PROJECT_ROOT = Path.cwd().parent
IMAGES_DIR = PROJECT_ROOT / 'outputs' / 'images'
DATA_DIR = PROJECT_ROOT / 'data'
IMAGES_DIR.mkdir(parents=True, exist_ok=True)
DATA_DIR.mkdir(parents=True, exist_ok=True)

data = load_iris()
df = pd.DataFrame(data.data, columns=data.feature_names)
df['species'] = pd.Categorical.from_codes(data.target, data.target_names)
df['target'] = data.target
print('Shape:', df.shape)
print('Missing values per column:')
print(df.isnull().sum())

Shape: (150, 6)
Missing values per column:
sepal length (cm)    0
sepal width (cm)     0
petal length (cm)    0
petal width (cm)     0
species              0
target               0
dtype: int64


## Scale features and encode labels

Apply Min-Max scaling to numeric features and encode species as integers. Save the preprocessed dataset for downstream tasks.

In [3]:
# Scaling and encoding
scaler = MinMaxScaler()
features = data.feature_names
df_scaled = df.copy()
df_scaled[features] = scaler.fit_transform(df_scaled[features])
le = LabelEncoder()
df_scaled['species_encoded'] = le.fit_transform(df_scaled['species'])
# save
DATA_OUT = PROJECT_ROOT / 'data' / 'iris_preprocessed.csv'
df_scaled.to_csv(DATA_OUT, index=False)
print('Saved preprocessed iris to', DATA_OUT)

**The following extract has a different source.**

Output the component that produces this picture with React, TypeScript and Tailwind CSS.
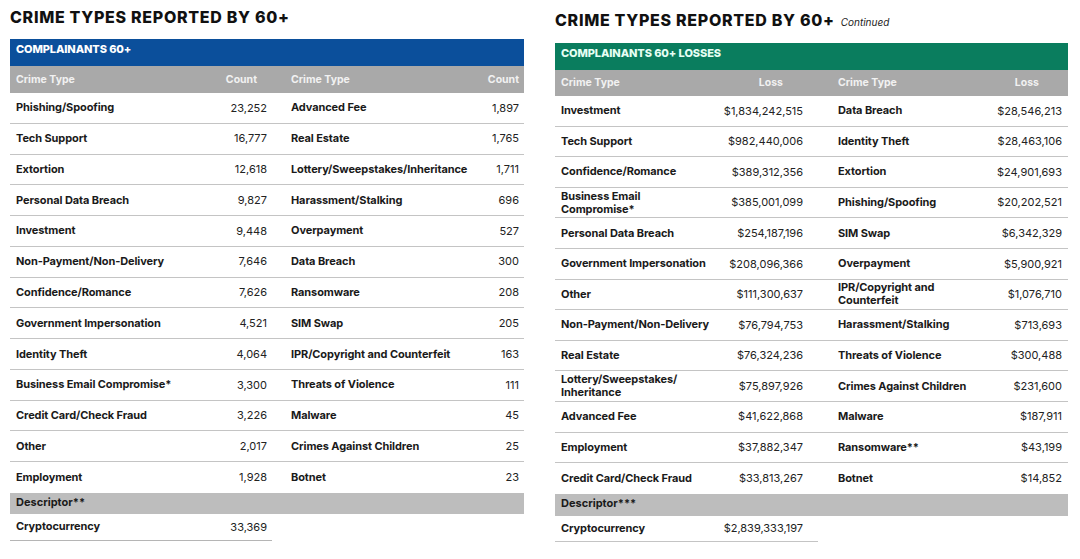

Saved preprocessed iris to c:\Users\HP\Documents\DSA2040_Practical_Exam_Geoffrey_Mwangi_566\data\iris_preprocessed.csv


## Exploratory visualizations

Generate pairwise scatter plots, a correlation heatmap, and boxplots to inspect feature distributions and relationships.

In [None]:
# Exploratory plots: scatter matrix, correlation heatmap, boxplots
from pandas.plotting import scatter_matrix
scatter_matrix(df_scaled[features], alpha=0.8, figsize=(10,10))
plt.savefig(IMAGES_DIR / 'iris_scatter_matrix.png')


plt.figure(figsize=(6,5))
plt.imshow(df_scaled[features].corr(), interpolation='nearest', aspect='auto')
plt.colorbar()
plt.xticks(range(len(features)), features, rotation=45)
plt.yticks(range(len(features)), features)
plt.tight_layout()
plt.savefig(IMAGES_DIR / 'iris_correlation_heatmap.png')


plt.figure(figsize=(8,6))
df_scaled[features].boxplot()
plt.title('Boxplots - Iris features')
plt.xticks(rotation=45)
plt.tight_layout()
plt.savefig(IMAGES_DIR / 'iris_boxplots.png')

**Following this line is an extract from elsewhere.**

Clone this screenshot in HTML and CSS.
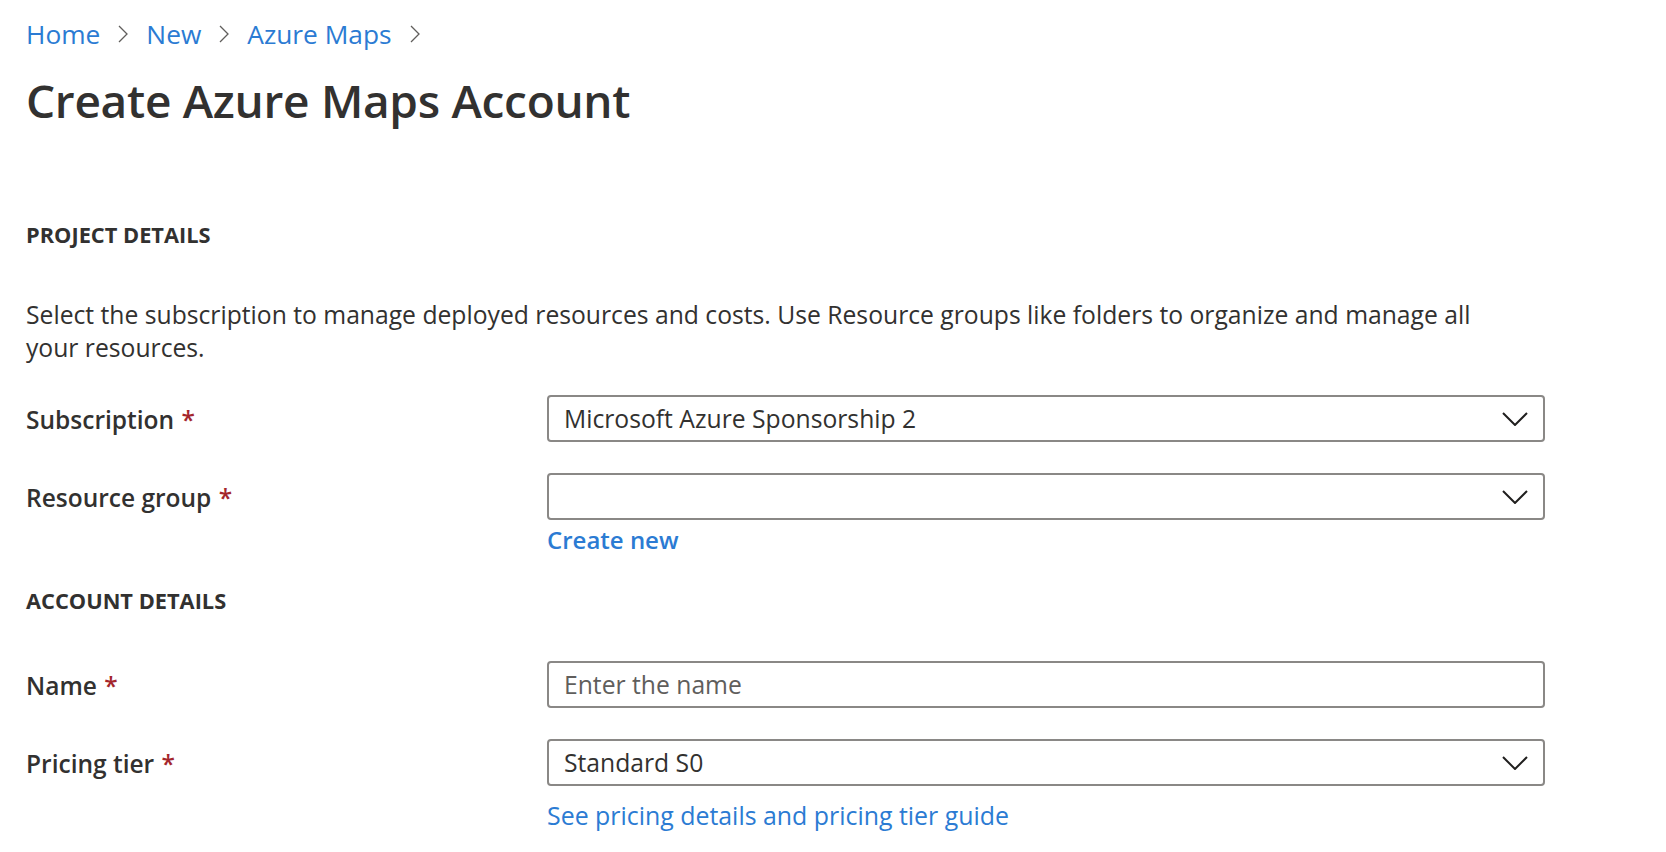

print('Plots saved to', IMAGES_DIR)

Plots saved to c:\Users\HP\Documents\DSA2040_Practical_Exam_Geoffrey_Mwangi_566\outputs\images


## Train/test split helper

Define a function to split the data into train/test sets with stratification.

In [5]:
from sklearn.model_selection import train_test_split

def split_data(df, test_size=0.2, random_state=42):
    X = df[features].values
    y = df['species_encoded'].values
    return train_test_split(X, y, test_size=test_size, random_state=random_state, stratify=y)

X_train, X_test, y_train, y_test = split_data(df_scaled)
print('Train/test sizes:', X_train.shape, X_test.shape)

Train/test sizes: (120, 4) (30, 4)